Beginning Knitter - Please Help!

I took a knitting class last week and loved it, but now that I’m home, I feel lost, even with all the information and videos on the web.

My main problem is transitioning at the end of one row to starting the next row.

I keep casting on one row, and then knitting the next. That part is fine until I pick up the VERY last stitch on my left needle to put it on my right needle. I end up with a loose loop of thread just hanging there on my right needle. Am I supposed to leave the last stitch on the left needle and somehow start from there?

Can anyone help?


If I understand correctly you are not knitting the last stitch at the end of the row. In some cases this is done to create a lose stitch on the edge to allow seaming the piece.
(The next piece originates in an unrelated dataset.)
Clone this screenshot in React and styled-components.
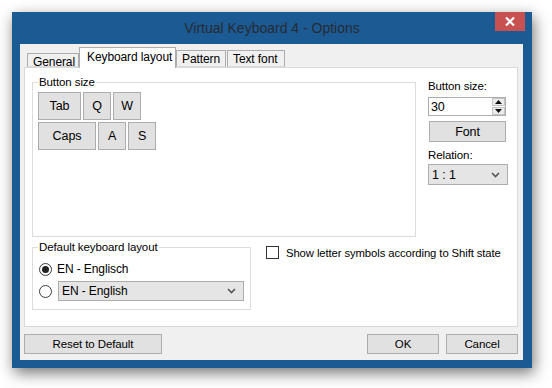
import React from "react";
import styled, { createGlobalStyle } from "styled-components";

const GlobalStyle = createGlobalStyle`
  html, body {
    margin: 0;
    padding: 0;
    background: #ffffff;
  }
  body {
    font-family: "Liberation Sans", Arial, sans-serif;
    font-size: 11px;
    letter-spacing: -0.1px;
    color: #000;
  }
`;

const Page = styled.div`
  width: 552px;
  height: 388px;
  overflow: hidden;
  padding: 12px 0 0 12px;
  box-sizing: border-box;
`;

const Window = styled.div`
  width: 520px;
  height: 356px;
  background: #1c5a94;
  display: flex;
  flex-direction: column;
  box-shadow: 2px 5px 14px rgba(0, 0, 0, 0.55);
`;

const TitleBar = styled.div`
  height: 32px;
  display: grid;
  grid-template-columns: 1fr auto 1fr;
  align-items: start;
`;

const Title = styled.div`
  grid-column: 2;
  padding-top: 8px;
  font-size: 14px;
  letter-spacing: 0;
  color: #262b31;
  white-space: nowrap;
`;

const CloseButton = styled.div`
  grid-column: 3;
  justify-self: end;
  margin-right: 7px;
  width: 30px;
  height: 19px;
  background: #c75050;
  display: flex;
  align-items: center;
  justify-content: center;
`;

const Client = styled.div`
  flex: 1;
  margin: 0 9px 8px 8px;
  background: #f0f0f0;
  display: flex;
  flex-direction: column;
  padding: 3px 5px 6px 4px;
`;

const TabStrip = styled.div`
  display: flex;
  align-items: flex-end;
  padding-left: 3px;
  height: 20px;
  position: relative;
  z-index: 1;
`;

const Tab = styled.div`
  box-sizing: border-box;
  width: ${(p) => p.$w}px;
  height: ${(p) => (p.$active ? 21 : p.$h || 17)}px;
  margin-left: ${(p) => p.$ml || 0}px;
  margin-bottom: ${(p) => (p.$active ? -1 : 0)}px;
  border: 1px solid #acacac;
  border-bottom: ${(p) => (p.$active ? "none" : "1px solid #d9d9d9")};
  background: ${(p) => (p.$active ? "#ffffff" : "#f0f0f0")};
  padding: ${(p) => (p.$active ? "3px 0 0 7px" : "2px 0 0 5px")};
  font-size: 12px;
  line-height: 13px;
  white-space: nowrap;
`;

const Panel = styled.div`
  flex: 1;
  background: #ffffff;
  border: 1px solid #d9d9d9;
  padding: 7px 0 0 7px;
  display: flex;
  flex-direction: column;
`;

const TopRow = styled.div`
  display: flex;
  gap: 12px;
`;

const BottomRow = styled.div`
  display: flex;
  margin-top: 3px;
`;

const Group = styled.fieldset`
  box-sizing: border-box;
  margin: 0;
  width: ${(p) => p.$w}px;
  height: ${(p) => p.$h}px;
  border: 1px solid #dcdcdc;
  padding: ${(p) => p.$pad};
  min-width: 0;
`;

const Legend = styled.legend`
  margin-left: ${(p) => p.$ml || 0}px;
  padding: 0 1px;
  line-height: 14px;
  font-size: 11.5px;
`;

const KeyRow = styled.div`
  display: flex;
  gap: 2px;
  margin-bottom: 2px;
`;

const Key = styled.div`
  box-sizing: border-box;
  width: ${(p) => p.$w}px;
  height: 28px;
  background: #e1e1e1;
  border: 1px solid #adadad;
  display: flex;
  align-items: center;
  justify-content: center;
  font-size: 12.5px;
`;

const SideColumn = styled.div`
  width: 80px;
  display: flex;
  flex-direction: column;
  padding-top: 4px;
`;

const Label = styled.div`
  line-height: 14px;
  font-size: 11.5px;
  margin-top: ${(p) => p.$mt || 0}px;
`;

const Spinner = styled.div`
  box-sizing: border-box;
  margin-top: 4px;
  width: 78px;
  height: 19px;
  border: 1px solid #abadb3;
  background: #fff;
  display: flex;
  align-items: center;
  justify-content: space-between;
  padding-left: 2px;
  font-size: 12.5px;
`;

const SpinButtons = styled.div`
  width: 13px;
  height: 17px;
  display: flex;
  flex-direction: column;
  gap: 1px;
`;

const SpinHalf = styled.div`
  flex: 1;
  background: #ececec;
  border: 1px solid #c4c4c4;
  box-sizing: border-box;
  display: flex;
  align-items: center;
  justify-content: center;
`;

const PushButton = styled.div`
  box-sizing: border-box;
  width: ${(p) => p.$w}px;
  height: ${(p) => p.$h || 20}px;
  margin-left: ${(p) => p.$ml || 0}px;
  margin-top: ${(p) => p.$mt || 0}px;
  background: #e1e1e1;
  border: 1px solid #adadad;
  display: flex;
  align-items: center;
  justify-content: center;
  font-size: ${(p) => p.$fs || 11.5}px;
`;

const Combo = styled.div`
  box-sizing: border-box;
  width: ${(p) => p.$w}px;
  height: ${(p) => p.$h}px;
  margin-top: ${(p) => p.$mt || 0}px;
  margin-left: ${(p) => p.$ml || 0}px;
  background: #e5e5e5;
  border: 1px solid #acacac;
  display: flex;
  align-items: center;
  justify-content: space-between;
  padding: 0 7px 0 3px;
  font-size: ${(p) => p.$fs || 11.5}px;
`;

const RadioRow = styled.div`
  display: flex;
  align-items: center;
  height: 22px;
`;

const Radio = styled.div`
  box-sizing: border-box;
  width: 13px;
  height: 13px;
  border-radius: 50%;
  border: 1px solid #3c3c3c;
  background: #fff;
  display: flex;
  align-items: center;
  justify-content: center;
  margin-right: 5px;
  &::after {
    content: "";
    width: 7px;
    height: 7px;
    border-radius: 50%;
    background: ${(p) => (p.$checked ? "#222" : "transparent")};
  }
`;

const RadioText = styled.span`
  font-size: 12px;
`;

const CheckRow = styled.div`
  display: flex;
  align-items: center;
  margin-left: 15px;
  margin-top: 6px;
  height: 13px;
  white-space: nowrap;
  font-size: 11.3px;
`;

const CheckBox = styled.div`
  box-sizing: border-box;
  width: 13px;
  height: 13px;
  border: 1px solid #333;
  background: #fff;
  margin-right: 7px;
`;

const ButtonBar = styled.div`
  display: flex;
  align-items: center;
  margin-top: 7px;
`;

const Spacer = styled.div`
  flex: 1;
`;

function Chevron() {
  return (
    <svg width="9" height="6" viewBox="0 0 9 6">
      <path d="M1 1 L4.5 4.5 L8 1" fill="none" stroke="#555" strokeWidth="1.6" />
    </svg>
  );
}

function Arrow({ up }) {
  return (
    <svg width="7" height="4" viewBox="0 0 7 4">
      <path d={up ? "M0 4 L3.5 0 L7 4 Z" : "M0 0 L3.5 4 L7 0 Z"} fill="#111" />
    </svg>
  );
}

function CloseGlyph() {
  return (
    <svg width="10" height="9" viewBox="0 0 10 9">
      <path d="M1 0.5 L9 8.5 M9 0.5 L1 8.5" stroke="#fff" strokeWidth="2.2" />
    </svg>
  );
}

export default function App() {
  return (
    <Page>
      <GlobalStyle />
      <Window>
        <TitleBar>
          <Title>Virtual Keyboard 4 - Options</Title>
          <CloseButton>
            <CloseGlyph />
          </CloseButton>
        </TitleBar>
        <Client>
          <TabStrip>
            <Tab $w={52} $h={14}>General</Tab>
            <Tab $w={97} $active>Keyboard layout</Tab>
            <Tab $w={50}>Pattern</Tab>
            <Tab $w={58} $ml={1}>Text font</Tab>
          </TabStrip>
          <Panel>
            <TopRow>
              <Group $w={384} $h={162} $pad="3px 5px">
                <Legend>Button size</Legend>
                <KeyRow>
                  <Key $w={43}>Tab</Key>
                  <Key $w={28}>Q</Key>
                  <Key $w={28}>W</Key>
                </KeyRow>
                <KeyRow>
                  <Key $w={58}>Caps</Key>
                  <Key $w={28}>A</Key>
                  <Key $w={28}>S</Key>
                </KeyRow>
              </Group>
              <SideColumn>
                <Label>Button size:</Label>
                <Spinner>
                  <span>30</span>
                  <SpinButtons>
                    <SpinHalf>
                      <Arrow up />
                    </SpinHalf>
                    <SpinHalf>
                      <Arrow />
                    </SpinHalf>
                  </SpinButtons>
                </Spinner>
                <PushButton $w={77} $h={21} $ml={1} $mt={5} $fs={12.5}>Font</PushButton>
                <Label $mt={6}>Relation:</Label>
                <Combo $w={80} $h={21} $mt={2} $fs={12.5}>
                  <span>1 : 1</span>
                  <Chevron />
                </Combo>
              </SideColumn>
            </TopRow>
            <BottomRow>
              <Group $w={219} $h={70} $pad="4px 5px 0 6px">
                <Legend $ml={-1}>Default keyboard layout</Legend>
                <RadioRow>
                  <Radio $checked />
                  <RadioText>EN - Englisch</RadioText>
                </RadioRow>
                <RadioRow>
                  <Radio />
                  <Combo $w={186} $h={20} $ml={1} $fs={12}>
                    <span>EN - English</span>
                    <Chevron />
                  </Combo>
                </RadioRow>
              </Group>
              <CheckRow>
                <CheckBox />
                <span>Show letter symbols according to Shift state</span>
              </CheckRow>
            </BottomRow>
          </Panel>
          <ButtonBar>
            <PushButton $w={138}>Reset to Default</PushButton>
            <Spacer />
            <PushButton $w={72}>OK</PushButton>
            <PushButton $w={72} $ml={7}>Cancel</PushButton>
          </ButtonBar>
        </Client>
      </Window>
    </Page>
  );
}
Generally all the stitches are knit and you then turn the work and knit or purl back.

Can you post a link to you pattern or print a few line of the pattern (not the complete pattern because of copy-right) this will give a better idea of what the pattern wants.


Thanks for your reply! I’ve been knitting the last stitch - or trying to - so then all of the stitches have moved from my left needle to my right, but the last stitch doesn’t look like a stitch. It looks like a loose loop and then if I’m not careful the whole thing falls off my needles.

I’m not following a specific pattern. The teacher is having me cast on a row of ten stitches and then knit, purl, or alternate and just keep going until I have a very simple scarf.

I hope this makes sense. I could charge up my camera batteries and try to post pictures tomorrow.

Thanks so much again,


the last stitch often looks looser than the rest of the row. This may be because you have just begun and are not used to the look of the fabric, in which case just knit (or purl) the stitch as a normal first stitch in the row and this will sort itself as you get more practise. the other thing may be that you are knitting a little too loosely and leaving the last stitch too close to the end of the needle. Even tension comes with practise too. To stop it falling off as you change the needles from right hand to left hand in preparation for your next row, push the stitches back a little, then bring them forward as you start to knit the row. Above all - RELAX - persevere,it all becomes easier the more you do, and enjoy the experience. Once you’re hooked it’s amazing how quickly things fall into place! Happy knitting.


After you work the next row, the last loop won’t look as large as it does at the end of the row. So just knit it, turn your work and knit the next row.


I find that often the first or last stitch when I turn looks big. I treat the last/first stitch similar to the stitches where I change from knit to purl or purl to knit. I am very careful to pull the tension on the the two stitches before and after the knit/purl change or end of a row a little tighter than normal.

At the end of a row you have much of the weight of the knitting being held by that last stitch. The turning of the piece and the restart of knitting all plays with the tension of the last stitch and first stitch of the new row. It take the friction of two or three stitches to hold your yarn in place.

Knit the last stitch in the row, turn the piece and insert your needle to start the next row. Pull on the yarn and put some extra tension in the last stitch, knit the first stitch of the row and pull the tension a little tighter. Knit the second stitch of the row and again pull the tension a little tighter than normal. The tension of the third stitch depends on the type of yarn, if it is a slippery yarn put extra tension on the third stitch. Normally after two or three stitches with same extra tension I can go back to normal knitting.

I have found that for me the tendency for bigger stitches at the end of a row or ladders between knits and purls is offset by the extra tension on the two or three stitches before and after these stitches.